In June 2002, as part of an outside study, the Third Avenue corridor was identified for the implementation of bus rapid transit service, due to heavy ridership and slow travel speeds on the corridor. In February 2004, selected weekday and all weekend Bx55 trips terminated at Fordham Plaza. On June 27, 2010, evening and weekend Bx55 service was eliminated due to a budget crisis. As a result, the Bx15 became an articulated bus route in order to hold passengers dispatched from the Bx55.

In 2009, as part of Phase II of the MTA and New York City Department of Transportation (DOT)'s Select Bus Service (SBS), both the Third Avenue and Webster Avenue bus corridors were studied for the implementation of a north-to-south bus rapid transit service through the South Bronx. The Limited along Webster Avenue was selected for conversion to SBS since that corridor was wider, and became the on June 30, 2013. On the same day, the Bx55 was discontinued and, on July 1, it was replaced by new Bx15 limited-stop service, which operated at all times except late nights and weekends. Service along 125th Street was replaced by Bx15 limited service, and by Bx15 local service when limited service did not run. Service north of Fordham Plaza along Webster Avenue was replaced by the Bx41 SBS. The service changes coincided with the reconstruction of Fordham Plaza's terminal area beginning in 2013, closing Third Avenue to all non-bus through traffic and constructing a bus loop to "turn" terminating Bx15 buses. The bus loop was completed in 2014.

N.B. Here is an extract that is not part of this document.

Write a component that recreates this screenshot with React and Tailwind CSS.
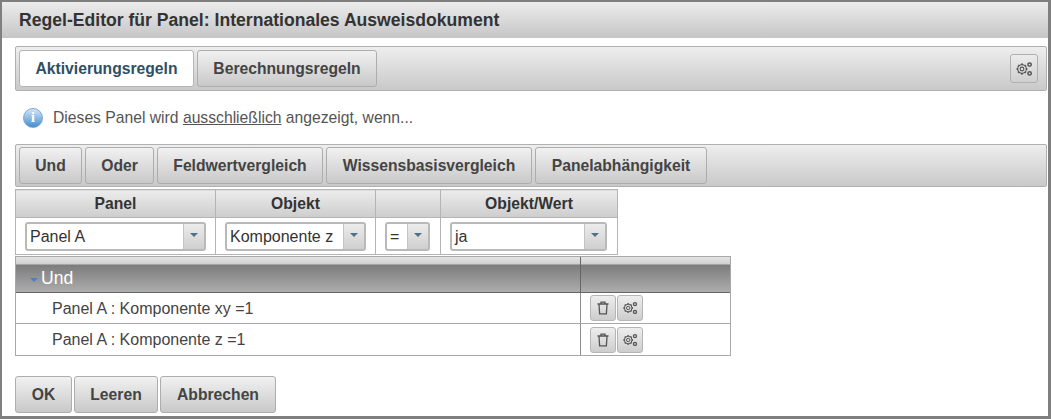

As part of the MTA's 2017 Fast Forward Plan to speed up mass transit service, a draft plan for a reorganization of Bronx bus routes was proposed in draft format in June 2019, with a final version published in October 2019. The plan included splitting the section of the Bx15 south of the Hub into a new bus route labeled the M125, which was proposed to be implemented by mid-2020. Due to the COVID-19 pandemic in New York City, the changes were halted for over a year. A final implementation date was announced in February 2022, and the redesign took effect on June 26, 2022. With the change, an additional free transfer was provided to allow Bx15 riders to continue to transfer to the subway for free along 125th Street, though now with a middle leg on the M125.